COVID also shifts the bacterial balance in your mouth. In infected patients, beneficial bacteria on the tongue decrease while potentially harmful species increase. Specifically, bacteria like Streptococcus and Rothia become overrepresented, while species normally found in a healthy mouth decline. This microbial imbalance likely contributes to the unpleasant taste many patients describe.
Newer Variants Cause Less Taste Disruption
If you caught COVID recently, you’re less likely to experience taste problems than someone who was infected in 2020 or 2021. A large study comparing Delta and Omicron infections found that 33.7% of people with Delta reported loss of smell or taste, compared to just 13.4% of those with Omicron. That’s roughly a 70% reduction in risk. The trend has continued with subsequent subvariants, making taste disturbance a less defining feature of COVID than it was early in the pandemic, though it still affects a meaningful number of people.
Paxlovid Can Also Cause a Bad Taste
If you’re taking the antiviral Paxlovid (nirmatrelvir-ritonavir), the medication itself may be the culprit. In clinical trials published in the New England Journal of Medicine, about 6 to 7% of people taking Paxlovid developed a taste disturbance, compared to less than 1% on placebo.
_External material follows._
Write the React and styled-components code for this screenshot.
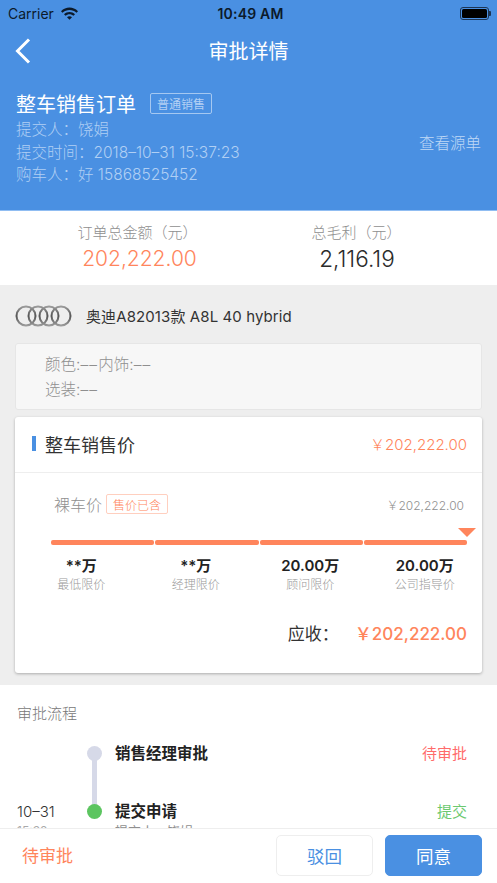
import styled, { createGlobalStyle } from 'styled-components';

const GlobalStyle = createGlobalStyle`
  html, body {
    margin: 0;
    padding: 0;
    background: #fff;
  }
  body {
    font-family: Inter, "Noto Sans CJK SC", sans-serif;
  }
  * {
    box-sizing: border-box;
  }
`;

const Page = styled.div`
  width: 497px;
  height: 883px;
  display: flex;
  flex-direction: column;
  overflow: hidden;
`;

const Header = styled.header`
  height: 211px;
  flex: none;
  background: #4a90e2;
  border-bottom: 1px solid #90bdf2;
  color: #fff;
`;

const StatusBar = styled.div`
  height: 26px;
  padding: 0 8px;
  display: grid;
  grid-template-columns: 1fr auto 1fr;
  align-items: center;
  color: #0c1a2b;
  font-size: 14px;
`;

const Carrier = styled.div`
  display: flex;
  align-items: center;
  gap: 7px;
`;

const Clock = styled.div`
  font-weight: 600;
  font-size: 14px;
  letter-spacing: 0.2px;
  margin-left: 4px;
`;

const Battery = styled.div`
  justify-self: end;
  width: 29px;
  height: 13px;
  border: 1px solid #1c3555;
  border-radius: 3px;
  padding: 1px;
  position: relative;

  &::before {
    content: '';
    display: block;
    height: 100%;
    background: #000;
    border-radius: 1.5px;
  }

  &::after {
    content: '';
    position: absolute;
    right: -3px;
    top: 3px;
    width: 2px;
    height: 5px;
    background: #1c3555;
    border-radius: 0 1px 1px 0;
  }
`;

const NavBar = styled.nav`
  height: 48px;
  display: flex;
  align-items: center;
  justify-content: center;
  position: relative;
`;

const BackIcon = styled.svg`
  position: absolute;
  left: 15px;
  top: 12px;
`;

const NavTitle = styled.h1`
  margin: 0;
  font-size: 20px;
  font-weight: 400;
`;

const OrderInfo = styled.div`
  padding: 16px 16px 0;
  display: flex;
  align-items: center;
  justify-content: space-between;
`;

const OrderTitleRow = styled.div`
  display: flex;
  align-items: center;
  gap: 14px;
  height: 26px;
  margin-bottom: 3px;
`;

const OrderTitle = styled.h2`
  margin: 0;
  font-size: 20px;
  font-weight: 400;
`;

const TypeTag = styled.span`
  height: 21px;
  padding: 0 6px;
  display: flex;
  align-items: center;
  border: 1px solid #a5c8f1;
  border-radius: 2px;
  font-size: 12px;
  color: #b4d1f4;
`;

const InfoLine = styled.div`
  font-size: 15.5px;
  font-weight: 300;
  line-height: 22.5px;
  color: #b0cff4;
`;

const SourceLink = styled.a`
  font-size: 15.5px;
  font-weight: 300;
  color: #c0d9f6;
  margin-top: 8px;
`;

const Stats = styled.section`
  height: 74px;
  flex: none;
  background: #fff;
  display: grid;
  grid-template-columns: 280px 1fr;
  padding: 10px 0 0 0;
`;

const Stat = styled.div`
  text-align: center;
  padding-right: ${({ $shift }) => $shift}px;
`;

const StatLabel = styled.div`
  font-size: 15px;
  font-weight: 300;
  line-height: 24px;
  color: #8f8f8f;
`;

const StatValue = styled.div`
  font-size: ${({ $accent }) => ($accent ? '21px' : '22.5px')};
  font-weight: 300;
  line-height: 28px;
  padding-left: ${({ $accent }) => ($accent ? '4px' : '1px')};
  color: ${({ $accent }) => ($accent ? '#ff855c' : '#2b2b2b')};
`;

const GreySection = styled.section`
  height: 400px;
  flex: none;
  background: #eee;
  padding: 0 15px;
`;

const CarRow = styled.div`
  height: 58px;
  display: flex;
  align-items: center;
  gap: 14px;
  padding-top: 3px;
  font-size: 15px;
  letter-spacing: 0.1px;
  color: #333;
`;

const OptionsCard = styled.div`
  height: 67px;
  background: #f7f7f7;
  border: 1px solid #e6e6e6;
  border-radius: 3px;
  padding: 8px 29px;
  font-size: 15.5px;
  font-weight: 300;
  line-height: 25px;
  color: #8f8f8f;
`;

const Blank = styled.span`
  letter-spacing: 1.2px;
`;

const PriceCard = styled.div`
  height: 256px;
  margin-top: 7px;
  background: #fff;
  border-radius: 3px;
  box-shadow: 0 1px 3px rgba(0, 0, 0, 0.28);
`;

const PriceHead = styled.div`
  height: 56px;
  padding: 0 15px 2px 17px;
  display: flex;
  align-items: center;
  justify-content: space-between;
  border-bottom: 1px solid #eee;
`;

const PriceHeadTitle = styled.div`
  display: flex;
  align-items: center;
  gap: 9px;
  font-size: 18px;
  color: #333;

  &::before {
    content: '';
    width: 4px;
    height: 15px;
    background: #4a90e2;
  }
`;

const PriceHeadValue = styled.div`
  font-size: 15px;
  font-weight: 300;
  color: #ff855c;
`;

const PriceBody = styled.div`
  padding: 18px 15px 0 36px;
`;

const BareRow = styled.div`
  height: 26px;
  padding: 0 3px;
  display: flex;
  align-items: center;
  gap: 4px;
`;

const BareLabel = styled.span`
  font-size: 16px;
  font-weight: 300;
  color: #8f8f8f;
`;

const IncludedTag = styled.span`
  height: 20px;
  padding: 0 6px;
  display: flex;
  align-items: center;
  border: 1px solid #ffcfbf;
  border-radius: 2px;
  font-size: 12px;
  font-weight: 300;
  color: #ff855c;
`;

const BareValue = styled.span`
  margin-left: auto;
  font-size: 12px;
  font-weight: 300;
  color: #8f8f8f;
`;

const Track = styled.div`
  position: relative;
  margin-top: 23px;
  display: grid;
  grid-template-columns: repeat(4, 1fr);
  gap: 1px;

  &::after {
    content: '';
    position: absolute;
    right: -9px;
    top: -12px;
    border-left: 9px solid transparent;
    border-right: 9px solid transparent;
    border-top: 9px solid #ff855c;
  }
`;

const Segment = styled.div`
  height: 5px;
  border-radius: 2px;
  background: #ff855c;
`;

const Limits = styled.div`
  margin: 11px -15px 0 -27px;
  display: grid;
  grid-template-columns: repeat(4, 1fr);
  text-align: center;
`;

const LimitValue = styled.div`
  font-size: 15px;
  line-height: 20px;
  font-weight: 600;
  color: #222;
`;

const LimitLabel = styled.div`
  font-size: 12px;
  font-weight: 300;
  line-height: 18px;
  color: #999;
`;

const DueRow = styled.div`
  margin-top: 26px;
  display: flex;
  justify-content: flex-end;
  align-items: center;
  gap: 16px;
`;

const DueLabel = styled.span`
  font-size: 17px;
  color: #333;
`;

const DueValue = styled.span`
  font-size: 17px;
  font-weight: 500;
  color: #ff855c;
`;

const FlowSection = styled.section`
  flex: 1;
  min-height: 0;
  overflow: hidden;
  background: #fff;
  padding: 18px 30px 0 17px;
`;

const FlowTitle = styled.div`
  font-size: 15px;
  font-weight: 300;
  line-height: 22px;
  color: #777;
  margin-bottom: 20px;
`;

const Step = styled.div`
  display: grid;
  grid-template-columns: 58px 18px 1fr auto;
  column-gap: 12px;
  height: 58px;
  position: relative;
`;

const StepDate = styled.div`
  font-size: 15px;
  font-weight: 300;
  line-height: 18px;
  color: #333;
`;

const StepTime = styled.div`
  font-size: 12px;
  line-height: 20px;
  color: #aaa;
`;

const Dot = styled.div`
  width: 15px;
  height: 15px;
  border-radius: 50%;
  margin-top: 1px;
  background: ${({ $color }) => $color};
  z-index: 1;
`;

const StepLine = styled.div`
  position: absolute;
  left: 75px;
  top: 10px;
  width: 5px;
  height: 58px;
  background: #d6d9e8;
`;

const StepName = styled.div`
  font-size: 15.5px;
  line-height: 18px;
  font-weight: 600;
  color: #222;
  margin-left: -2px;
`;

const StepSub = styled.div`
  font-size: 13px;
  line-height: 20px;
  font-weight: 400;
  color: #8f8f8f;
`;

const StepStatus = styled.div`
  font-size: 15px;
  line-height: 18px;
  color: ${({ $color }) => $color};
`;

const BottomBar = styled.footer`
  height: 55px;
  flex: none;
  background: #fff;
  border-top: 1px solid #eee;
  padding: 6px 15px 0 22px;
  display: flex;
  align-items: flex-start;
  gap: 12px;
`;

const BottomStatus = styled.div`
  flex: 1;
  font-size: 17px;
  line-height: 42px;
  color: #ff855c;
`;

const ActionButton = styled.button`
  width: 97px;
  height: 41px;
  border-radius: 5px;
  border: 1px solid ${({ $primary }) => ($primary ? '#4a90e2' : '#eee')};
  background: ${({ $primary }) => ($primary ? '#4a90e2' : '#fff')};
  color: ${({ $primary }) => ($primary ? '#fff' : '#4a90e2')};
  font-family: inherit;
  font-size: 17.5px;
  padding: 0;
`;

const limits = [
  { value: '**万', label: '最低限价' },
  { value: '**万', label: '经理限价' },
  { value: '20.00万', label: '顾问限价' },
  { value: '20.00万', label: '公司指导价' },
];

function AudiLogo() {
  return (
    <svg width="57" height="22" viewBox="0 0 57 22" fill="none" stroke="url(#rings)" strokeWidth="2">
      <defs>
        <linearGradient id="rings" x1="0" y1="0" x2="0" y2="1">
          <stop offset="0" stopColor="#999" />
          <stop offset="0.5" stopColor="#555" />
          <stop offset="1" stopColor="#999" />
        </linearGradient>
      </defs>
      <circle cx="11" cy="11" r="9.5" />
      <circle cx="23" cy="11" r="9.5" />
      <circle cx="34" cy="11" r="9.5" />
      <circle cx="46" cy="11" r="9.5" />
    </svg>
  );
}

export default function App() {
  return (
    <Page>
      <GlobalStyle />
      <Header>
        <StatusBar>
          <Carrier>
            Carrier
            <svg width="17" height="13" viewBox="0 0 17 13" fill="#0c1a2b">
              <path d="M0 4.2C4.7-.6 12.3-.6 17 4.2l-1.5 1.6C11.6 2 5.4 2 1.5 5.8z" />
              <path d="M3 7.2c3-3 8-3 11 0l-1.5 1.6c-2.2-2.1-5.8-2.1-8 0z" />
              <path d="M6 10.2c1.4-1.3 3.6-1.3 5 0l-2.5 2.6z" />
            </svg>
          </Carrier>
          <Clock>10:49 AM</Clock>
          <Battery />
        </StatusBar>
        <NavBar>
          <BackIcon width="16" height="26" viewBox="0 0 16 26" fill="none" stroke="#fff" strokeWidth="3">
            <path d="M14 1.5 2.5 13 14 24.5" />
          </BackIcon>
          <NavTitle>审批详情</NavTitle>
        </NavBar>
        <OrderInfo>
          <div>
            <OrderTitleRow>
              <OrderTitle>整车销售订单</OrderTitle>
              <TypeTag>普通销售</TypeTag>
            </OrderTitleRow>
            <InfoLine>提交人：饶娟</InfoLine>
            <InfoLine>提交时间：2018–10–31 15:37:23</InfoLine>
            <InfoLine>购车人：好 15868525452</InfoLine>
          </div>
          <SourceLink>查看源单</SourceLink>
        </OrderInfo>
      </Header>

      <Stats>
        <Stat $shift={5}>
          <StatLabel>订单总金额（元）</StatLabel>
          <StatValue $accent>202,222.00</StatValue>
        </Stat>
        <Stat $shift={64}>
          <StatLabel>总毛利（元）</StatLabel>
          <StatValue>2,116.19</StatValue>
        </Stat>
      </Stats>

      <GreySection>
        <CarRow>
          <AudiLogo />
          奥迪A82013款 A8L 40 hybrid
        </CarRow>
        <OptionsCard>
          <div>
            颜色:<Blank>––</Blank>内饰:<Blank>––</Blank>
          </div>
          <div>
            选装:<Blank>––</Blank>
          </div>
        </OptionsCard>
        <PriceCard>
          <PriceHead>
            <PriceHeadTitle>整车销售价</PriceHeadTitle>
            <PriceHeadValue>￥202,222.00</PriceHeadValue>
          </PriceHead>
          <PriceBody>
            <BareRow>
              <BareLabel>裸车价</BareLabel>
              <IncludedTag>售价已含</IncludedTag>
              <BareValue>￥202,222.00</BareValue>
            </BareRow>
            <Track>
              {limits.map((item) => (
                <Segment key={item.label} />
              ))}
            </Track>
            <Limits>
              {limits.map((item) => (
                <div key={item.label}>
                  <LimitValue>{item.value}</LimitValue>
                  <LimitLabel>{item.label}</LimitLabel>
                </div>
              ))}
            </Limits>
            <DueRow>
              <DueLabel>应收：</DueLabel>
              <DueValue>￥202,222.00</DueValue>
            </DueRow>
          </PriceBody>
        </PriceCard>
      </GreySection>

      <FlowSection>
        <FlowTitle>审批流程</FlowTitle>
        <Step>
          <div />
          <Dot $color="#d6d9e8" />
          <StepName>销售经理审批</StepName>
          <StepStatus $color="#ff6b6b">待审批</StepStatus>
          <StepLine />
        </Step>
        <Step>
          <div>
            <StepDate>10–31</StepDate>
            <StepTime>15:38</StepTime>
          </div>
          <Dot $color="#5cc560" />
          <StepName>
            提交申请
            <StepSub>提交人：饶娟</StepSub>
          </StepName>
          <StepStatus $color="#6cc96f">提交</StepStatus>
        </Step>
      </FlowSection>

      <BottomBar>
        <BottomStatus>待审批</BottomStatus>
        <ActionButton>驳回</ActionButton>
        <ActionButton $primary>同意</ActionButton>
      </BottomBar>
    </Page>
  );
}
The taste is commonly described as bitter or metallic and was distinctive enough that participants in blinded studies could often guess they were getting the real drug. The good news: nearly all cases were mild to moderate and resolved after finishing the course of treatment. So if your bad taste started when you began taking Paxlovid, the drug is the most likely explanation.
How Long It Typically Lasts
For most people, taste recovers relatively quickly. The median recovery time is about 10 days, with an average closer to two weeks. By roughly two months after infection, about 79% of patients have their normal taste back. That leaves around 1 in 5 people still dealing with some degree of taste dysfunction beyond that window.
A longer-term study measuring taste function an average of 13 months after COVID diagnosis found that objective taste dysfunction (measured by standardized testing) was essentially absent at that point. This is an important nuance: many people who report ongoing taste complaints after COVID may actually be experiencing lingering smell loss, which heavily influences how food “tastes.” Nearly one-third of people in that study still had some measurable smell deficit a year later, which can make food seem bland, off, or unpleasant even when the taste system itself has recovered.
Managing Taste Changes
There’s no proven treatment that reliably speeds up recovery from COVID-related taste changes. A Cochrane review examining interventions for taste disorders, including zinc supplements and acupuncture, found insufficient evidence to recommend either approach. That said, several practical strategies can help you cope while your taste normalizes.
Cold or room-temperature foods tend to produce less of the metallic or bitter taste that many patients find bothersome. Strong flavors like citrus, ginger, and mint can help mask unpleasant phantom tastes. Staying well hydrated and maintaining thorough oral hygiene, including brushing your tongue, may help counteract the bacterial shifts happening in your mouth during and after infection. Some people find that switching between different textures and temperatures during a meal keeps the experience more tolerable.
If your taste hasn’t improved after several weeks, the issue may partly be smell-related. Smell training, which involves deliberately sniffing a set of strong scents for 20 seconds each, twice a day, is a low-effort technique that has shown benefit for post-COVID smell recovery and may indirectly improve how food tastes to you.